Don’t get the idea that this is a camp show. It is indeed very funny, but it is also very serious in the way that it looks at relationships. We are there for the aftermath of six matches, some won, some lost.
At first is Viv telling everybody off after a disastrous performance. The Lesbians may have called her a bully but Vivienne Gibbs makes her delightfully likeable—her pub would be one you want to drink in.
Though team performance is a thread through the whole play, it is the personal stories that emerge that make it interesting. There’s newcomer young librarian Luke, recruited through a poster brought into the library. Shy and insecure and not strong on ball skills, Philip Duguid-McQuillan gives him a mixture of hesitancy and sudden outpouring that matches him precisely.
Danny, who is trying to become qualified as an official trainer, made the poster. He took an immediate shine to the boy in the library.

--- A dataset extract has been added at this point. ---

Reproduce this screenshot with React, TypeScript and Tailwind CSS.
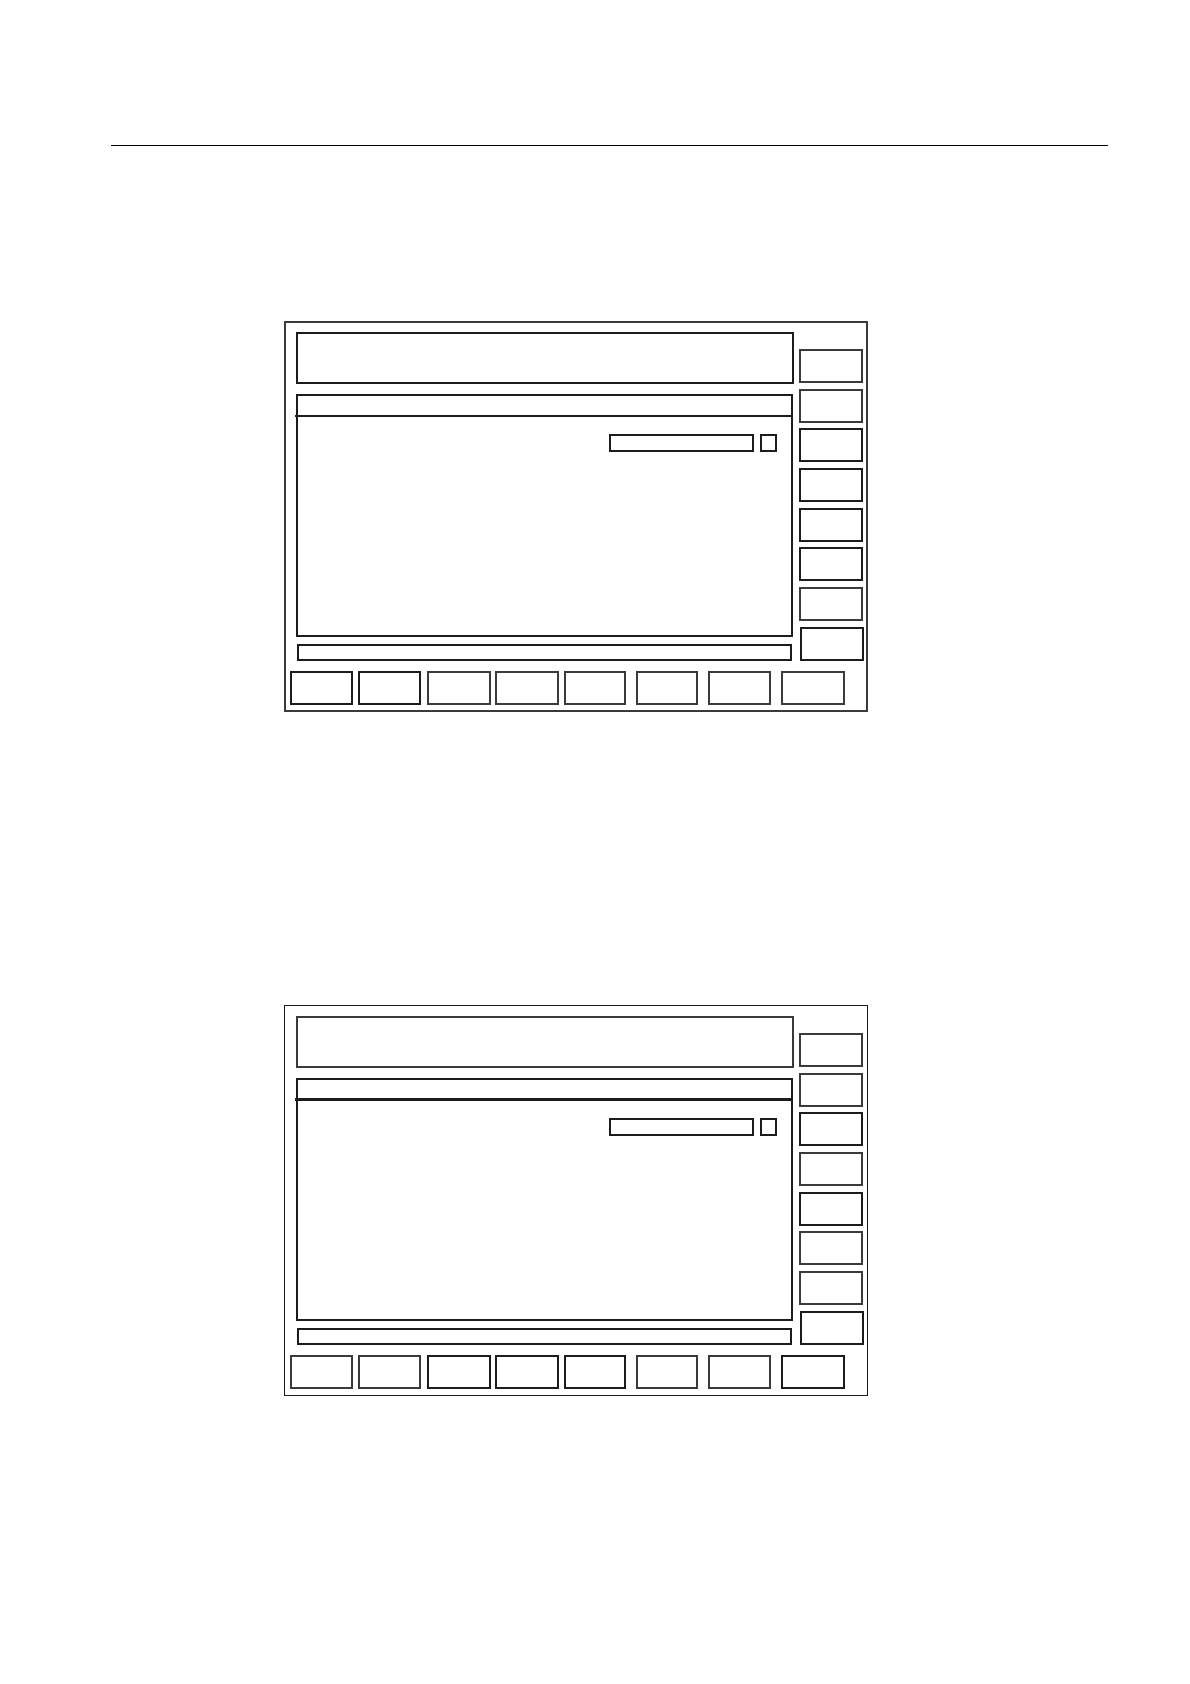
const ink = 'border-[#1c1c1c]';

// bottom soft-key row: left margin + width, as measured
const bottomKeys = [
  'ml-[5px] w-[63px]',
  'ml-[5px] w-[63px]',
  'ml-[6px] w-[64px]',
  'ml-[4px] w-[64px]',
  'ml-[5px] w-[62px]',
  'ml-[10px] w-[62px]',
  'ml-[10px] w-[63px]',
  'ml-[10px] w-[64px]',
];

interface ScreenProps {
  thinTop?: boolean;
  heavyHeader?: boolean;
  thinFrame?: boolean;
  bottomWeights: number[];
  sideWeights: number[];
}

// 2 = heavy line, 1 = medium line (2px, a bit softer)
const bw = (n: number) =>
  n === 2 ? 'border-2 border-[#1c1c1c]' : 'border-2 border-[#3a3a3a]';

function Screen({ thinTop, heavyHeader, thinFrame, bottomWeights, sideWeights }: ScreenProps) {
  return (
    <div
      className={`w-[584px] h-[391px] bg-white ${
        thinFrame ? 'border border-[#1c1c1c]' : 'border-2 border-[#3a3a3a]'
      }`}
    >
      <div className={`flex pl-[11px] ${thinFrame ? 'pt-[10px]' : 'pt-[9px] -ml-px'}`}>
        {/* left: title area, list panel, status line */}
        <div className="w-[498px]">
          <div className={`h-[52px] border-2 ${thinTop ? 'border-[#3a3a3a]' : ink}`} />
          <div className={`mt-[10px] w-[497px] h-[243px] border-2 ${ink}`}>
            <div
              className={`h-[21px] -ml-[3px] ${heavyHeader ? 'border-b-[3px]' : 'border-b-2'} ${ink}`}
            />
            <div className="flex justify-end gap-[6px] pt-[17px] pr-[14px]">
              <div className={`w-[145px] h-[18px] border-2 ${ink}`} />
              <div className={`w-[17px] h-[18px] border-2 ${ink}`} />
            </div>
          </div>
          <div className={`mt-[7px] ml-[1px] w-[495px] h-[17px] border-2 ${ink}`} />
        </div>
        {/* right: side soft keys */}
        <div className="ml-[5px] pt-[17px] flex flex-col gap-[5.7px]">
          {sideWeights.map((w, i) => (
            <div
              key={i}
              className={`h-[34px] ${i === 7 ? 'w-[64px] ml-px' : 'w-[64px]'} ${bw(w)}`}
            />
          ))}
        </div>
      </div>
      <div className={`flex mt-[10px] ${thinFrame ? '' : '-ml-px'}`}>
        {bottomKeys.map((k, i) => (
          <div key={i} className={`h-[34px] ${k} ${bw(bottomWeights[i])}`} />
        ))}
      </div>
    </div>
  );
}

export default function App() {
  return (
    <div className="w-[1190px] h-[1684px] bg-white overflow-hidden">
      <div className="pt-[145px] pl-[111px]">
        <div className="w-[997px] h-px bg-black" />
      </div>
      <div className="pl-[284px] pt-[175px]">
        <Screen
          bottomWeights={[2, 2, 1, 1, 1, 1, 1, 1]}
          sideWeights={[1, 1, 2, 2, 2, 2, 1, 2]}
        />
      </div>
      <div className="pl-[284px] pt-[293px]">
        <Screen
          thinTop
          heavyHeader
          thinFrame
          bottomWeights={[1, 1, 2, 2, 2, 1, 1, 2]}
          sideWeights={[1, 1, 2, 1, 2, 1, 1, 2]}
        />
      </div>
    </div>
  );
}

Jamie Samuel suggests the shadow of disappointment that lies behind his gentle, charming manner, and he has a dark secret he can’t bring himself to tell Luke, though the others probably know it.
Andy Rush’s quirky musician Geoff doesn’t take gay football very seriously, but he cares about people. His mind is on getting through an audition to perform at Hull’s Gay Pride and move on from busking outside Marks and Spencers. His confidence took a knocking when he was gay-bashed; now he hides his injuries and insecurities under a tasselled beanie that upsets the opposition.

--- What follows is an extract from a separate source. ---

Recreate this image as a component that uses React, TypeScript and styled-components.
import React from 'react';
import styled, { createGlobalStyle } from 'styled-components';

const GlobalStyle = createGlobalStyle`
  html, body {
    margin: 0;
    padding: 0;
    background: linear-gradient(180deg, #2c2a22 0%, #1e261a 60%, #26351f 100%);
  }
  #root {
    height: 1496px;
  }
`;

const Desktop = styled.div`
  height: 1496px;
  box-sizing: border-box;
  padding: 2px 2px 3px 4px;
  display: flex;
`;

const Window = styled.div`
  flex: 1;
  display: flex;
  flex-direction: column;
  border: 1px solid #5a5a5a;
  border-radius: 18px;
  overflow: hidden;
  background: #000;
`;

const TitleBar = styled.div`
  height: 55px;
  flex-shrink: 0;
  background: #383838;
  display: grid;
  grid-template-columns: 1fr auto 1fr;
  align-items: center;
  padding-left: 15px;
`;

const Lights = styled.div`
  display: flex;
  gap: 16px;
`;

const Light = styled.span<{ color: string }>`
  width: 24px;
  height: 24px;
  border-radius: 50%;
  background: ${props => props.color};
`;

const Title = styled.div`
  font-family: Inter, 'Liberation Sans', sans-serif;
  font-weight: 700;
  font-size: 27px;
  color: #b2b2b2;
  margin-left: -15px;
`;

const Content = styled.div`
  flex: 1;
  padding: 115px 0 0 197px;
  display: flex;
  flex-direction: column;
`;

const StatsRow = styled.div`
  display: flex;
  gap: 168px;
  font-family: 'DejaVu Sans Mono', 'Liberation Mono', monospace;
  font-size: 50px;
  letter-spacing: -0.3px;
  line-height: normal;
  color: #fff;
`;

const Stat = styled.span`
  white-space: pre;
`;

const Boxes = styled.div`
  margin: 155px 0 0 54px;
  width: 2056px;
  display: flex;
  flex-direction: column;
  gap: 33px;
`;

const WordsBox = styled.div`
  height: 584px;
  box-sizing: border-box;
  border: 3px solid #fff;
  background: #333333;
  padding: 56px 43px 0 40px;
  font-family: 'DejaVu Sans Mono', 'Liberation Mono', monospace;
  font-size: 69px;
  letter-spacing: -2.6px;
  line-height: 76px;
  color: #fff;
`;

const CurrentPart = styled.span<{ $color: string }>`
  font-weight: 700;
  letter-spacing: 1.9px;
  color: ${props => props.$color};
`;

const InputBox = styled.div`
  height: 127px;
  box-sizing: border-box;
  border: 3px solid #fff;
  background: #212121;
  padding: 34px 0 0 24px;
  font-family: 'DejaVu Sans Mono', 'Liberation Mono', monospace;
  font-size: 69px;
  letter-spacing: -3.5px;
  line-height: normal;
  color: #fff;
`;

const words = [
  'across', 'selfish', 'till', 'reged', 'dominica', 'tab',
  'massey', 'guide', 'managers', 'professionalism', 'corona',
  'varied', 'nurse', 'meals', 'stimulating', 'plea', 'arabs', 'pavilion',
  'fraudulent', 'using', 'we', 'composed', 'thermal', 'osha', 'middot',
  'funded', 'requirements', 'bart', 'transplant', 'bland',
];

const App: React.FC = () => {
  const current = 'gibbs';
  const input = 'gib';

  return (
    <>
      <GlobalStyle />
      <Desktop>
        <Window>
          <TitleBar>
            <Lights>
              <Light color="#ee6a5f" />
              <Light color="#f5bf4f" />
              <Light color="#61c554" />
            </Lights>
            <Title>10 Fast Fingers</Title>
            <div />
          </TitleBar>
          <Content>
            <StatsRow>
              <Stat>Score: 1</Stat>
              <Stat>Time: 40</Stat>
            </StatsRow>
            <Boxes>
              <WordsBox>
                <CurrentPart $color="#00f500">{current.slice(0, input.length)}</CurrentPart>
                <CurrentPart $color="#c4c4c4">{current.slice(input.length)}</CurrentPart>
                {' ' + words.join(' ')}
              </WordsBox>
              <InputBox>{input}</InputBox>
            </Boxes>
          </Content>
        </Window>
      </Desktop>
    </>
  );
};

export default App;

There are lots of levels here in both writing and acting. Those bred south of Watford may take a little time getting used to the accents but, here on the border, the audience was immediately responsive. It is a play full of humour but Wells’s writing moves easily from laughs to pathos and pain.
If the progression of at least one strand in this story is predictable it is mawkish and nothing’s wrong with a happy ending—well happyish. This is an optimistic glass half-full play, like Danny’s attitude. They may lose a match 1-0 in the last minute but, as Wells’s makes him put it, they will all remember for “the sight of that lad in a leopard-print miniskirt, slipping a ball between Joe’s legs seconds before the final whistle”.
Yorkshire has come a long way in forty years. Now you can have a play about a gay group that doesn’t have to make the point they are gay and still strike a chord with a straight audience.